◆ Material provided

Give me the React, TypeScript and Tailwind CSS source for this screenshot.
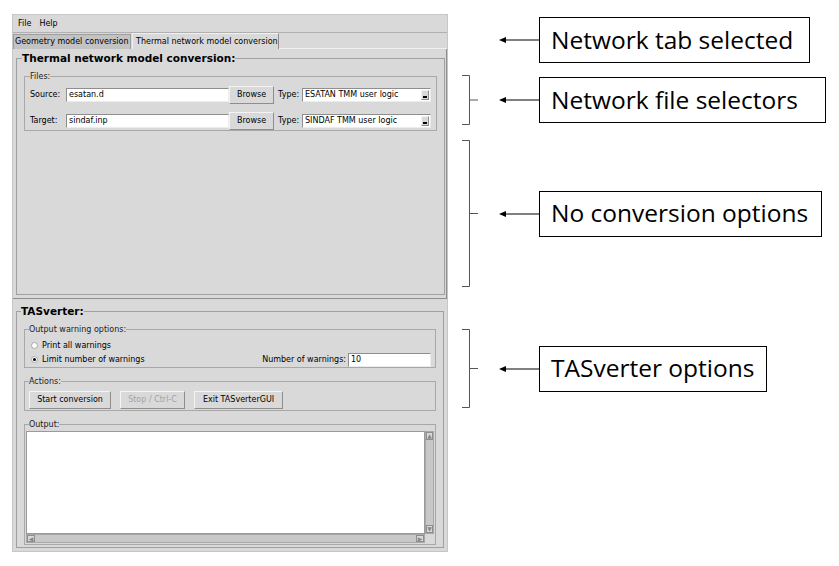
import React from 'react';

const ui = "font-['DejaVu_Sans',sans-serif] text-[8px] leading-none text-black whitespace-nowrap";

function Entry({ value, className }: { value: string; className: string }) {
  return (
    <div className={`h-[14px] bg-white border border-t-[#8e8e8e] border-l-[#8e8e8e] border-b-[#ececec] border-r-[#ececec] flex items-center pl-[2px] ${className}`}>
      {value}
    </div>
  );
}

function Button({ label, className, disabled }: { label: string; className: string; disabled?: boolean }) {
  return (
    <div className={`h-[18px] bg-[#d9d9d9] border border-t-[#f4f4f4] border-l-[#f4f4f4] border-b-[#8e8e8e] border-r-[#8e8e8e] flex items-center justify-center ${disabled ? 'text-[#a3a3a3]' : ''} ${className}`}>
      {label}
    </div>
  );
}

function Combo({ value }: { value: string }) {
  return (
    <div className="h-[14px] w-[129px] bg-white border border-t-[#8e8e8e] border-l-[#8e8e8e] border-b-[#ececec] border-r-[#ececec] flex items-center pl-[2px]">
      <span className="flex-1">{value}</span>
      <div className="w-[8px] h-[10px] mr-[1px] bg-[#d9d9d9] border border-t-[#f4f4f4] border-l-[#f4f4f4] border-b-[#8e8e8e] border-r-[#8e8e8e] flex items-end justify-center pb-[1px]">
        <div className="w-[4px] h-[2px] bg-black" />
      </div>
    </div>
  );
}

function Radio({ checked, label }: { checked?: boolean; label: string }) {
  return (
    <div className="flex items-center h-[14px]">
      <div className="ml-[5px] w-[7px] h-[7px] rounded-full bg-white border border-[#a8a8a8] flex items-center justify-center">
        {checked && <div className="w-[3px] h-[3px] rounded-full bg-black" />}
      </div>
      <span className="ml-[4px]">{label}</span>
    </div>
  );
}

function Bracket({ h }: { h: number }) {
  return (
    <svg width="38" height={h} className="shrink-0">
      <path d={`M2 0.5 H9.5 V${h - 0.5} H2 M9.5 ${h / 2} H18`} fill="none" stroke="#555" strokeWidth="1" />
    </svg>
  );
}

function Arrow() {
  return (
    <svg width="41" height="10" className="shrink-0">
      <path d="M6 5 H41" stroke="black" strokeWidth="1" />
      <path d="M1 5 L8 2 L8 8 Z" fill="black" />
    </svg>
  );
}

function Callout({ text, w }: { text: string; w: string }) {
  return (
    <div className={`h-[46px] ${w} border border-black bg-white flex items-center pl-[11px] font-['Open_Sans',sans-serif] text-[24.5px] text-black whitespace-nowrap`}>
      {text}
    </div>
  );
}

export default function App() {
  return (
    <div className="w-[839px] h-[566px] bg-white flex overflow-hidden">
      {/* Tk window */}
      <div className={`ml-[12px] mt-[14px] w-[436px] h-[538px] bg-[#d9d9d9] border border-[#c6c6c6] flex flex-col ${ui}`}>
        <div className="h-[18px] flex items-center gap-[8px] pl-[5px] border-b border-[#b0b0b0]">
          <span>File</span>
          <span>Help</span>
        </div>
        <div className="h-[16px] flex items-end">
          <div className="h-[15px] w-[118px] bg-[#c3c3c3] border border-[#9e9e9e] border-b-0 flex items-center pl-[1px]">Geometry model conversion</div>
          <div className="h-[16px] w-[147px] ml-[1px] bg-[#d9d9d9] border border-[#f0f0f0] border-r-[#8e8e8e] border-b-0 flex items-center pl-[3px]">Thermal network model conversion</div>
          <div className="flex-1 h-[1px] bg-[#f0f0f0]" />
        </div>
        {/* notebook pane */}
        <div className="h-[250px] border-r border-b border-[#8e8e8e] px-[3px] pt-[4px]">
          <fieldset className="h-[242px] border border-[#a0a0a0] px-[7px]">
            <legend className="-ml-[2px] font-bold text-[10.5px]">Thermal network model conversion:</legend>
            <fieldset className="mt-[9px] h-[58px] border border-[#a8a8a8] px-[5px]">
              <legend className="text-[#222]">Files:</legend>
              <div className="flex items-center h-[17px] mt-[6px]">
                <span className="w-[36px]">Source:</span>
                <Entry value="esatan.d" className="w-[163px]" />
                <Button label="Browse" className="w-[45px] h-[17px]" />
                <span className="ml-[4px] w-[24px]">Type:</span>
                <Combo value="ESATAN TMM user logic" />
              </div>
              <div className="flex items-center h-[17px] mt-[9px]">
                <span className="w-[36px]">Target:</span>
                <Entry value="sindaf.inp" className="w-[163px]" />
                <Button label="Browse" className="w-[45px] h-[17px]" />
                <span className="ml-[4px] w-[24px]">Type:</span>
                <Combo value="SINDAF TMM user logic" />
              </div>
            </fieldset>
          </fieldset>
        </div>
        {/* TASverter */}
        <div className="flex-1 px-[3px] pt-[7px] pb-[3px] flex flex-col">
          <fieldset className="flex-1 border border-[#a0a0a0] px-[7px] pb-[2px] flex flex-col">
            <legend className="-ml-[3px] font-bold text-[10.5px]">TASverter:</legend>
            <fieldset className="mt-[9px] h-[42px] border border-[#a8a8a8] px-[1px]">
              <legend className="ml-[3px] text-[#222]">Output warning options:</legend>
              <div className="mt-[5px]">
                <Radio label="Print all warnings" />
                <div className="flex items-center">
                  <div className="flex-1"><Radio checked label="Limit number of warnings" /></div>
                  <span className="mr-[2px]">Number of warnings:</span>
                  <Entry value="10" className="w-[83px] mr-[3px]" />
                </div>
              </div>
            </fieldset>
            <fieldset className="mt-[10px] h-[33px] border border-[#a8a8a8] px-[4px]">
              <legend className="text-[#222]">Actions:</legend>
              <div className="flex mt-[5px] gap-[9px]">
                <Button label="Start conversion" className="w-[82px]" />
                <Button label="Stop / Ctrl-C" className="w-[65px]" disabled />
                <Button label="Exit TASverterGUI" className="w-[89px]" />
              </div>
            </fieldset>
            <fieldset className="mt-[10px] flex-1 border border-[#a8a8a8] px-[1px] pb-[1px] flex flex-col">
              <legend className="ml-[3px] text-[#222]">Output:</legend>
              <div className="flex-1 mt-[2px] flex flex-col">
                <div className="flex-1 flex">
                  <div className="flex-1 bg-white border border-[#9a9a9a]" />
                  <div className="w-[9px] bg-[#c8c8c8] border border-[#a8a8a8] flex flex-col justify-between">
                    <div className="h-[8px] bg-[#d9d9d9] border border-[#8e8e8e] flex items-center justify-center text-[6px] text-[#888]">▲</div>
                    <div className="h-[8px] bg-[#d9d9d9] border border-[#8e8e8e] flex items-center justify-center text-[6px] text-[#888]">▼</div>
                  </div>
                </div>
                <div className="h-[9px] flex">
                  <div className="flex-1 bg-[#c8c8c8] border border-[#a8a8a8] flex justify-between">
                    <div className="w-[8px] bg-[#d9d9d9] border border-[#8e8e8e] flex items-center justify-center text-[6px] text-[#888]">◀</div>
                    <div className="w-[8px] bg-[#d9d9d9] border border-[#8e8e8e] flex items-center justify-center text-[6px] text-[#888]">▶</div>
                  </div>
                  <div className="w-[9px]" />
                </div>
              </div>
            </fieldset>
          </fieldset>
        </div>
      </div>

      {/* annotations */}
      <div className="ml-[12px] flex flex-col">
        <div className="mt-[17px] h-[46px] flex items-center">
          <div className="w-[38px]" />
          <Arrow />
          <Callout text="Network tab selected" w="w-[271px]" />
        </div>
        <div className="mt-[12px] h-[50px] flex items-center">
          <Bracket h={50} />
          <Arrow />
          <Callout text="Network file selectors" w="w-[287px]" />
        </div>
        <div className="mt-[15px] h-[147px] flex items-center">
          <Bracket h={147} />
          <Arrow />
          <Callout text="No conversion options" w="w-[283px]" />
        </div>
        <div className="mt-[42px] h-[79px] flex items-center">
          <Bracket h={79} />
          <Arrow />
          <Callout text="TASverter options" w="w-[228px]" />
        </div>
      </div>
    </div>
  );
}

◆ Short exercise
Check each line above for the string "React", then copy the ones that have it.

◆ Response to this task
Give me the React, TypeScript and Tailwind CSS source for this screenshot.
import React from 'react';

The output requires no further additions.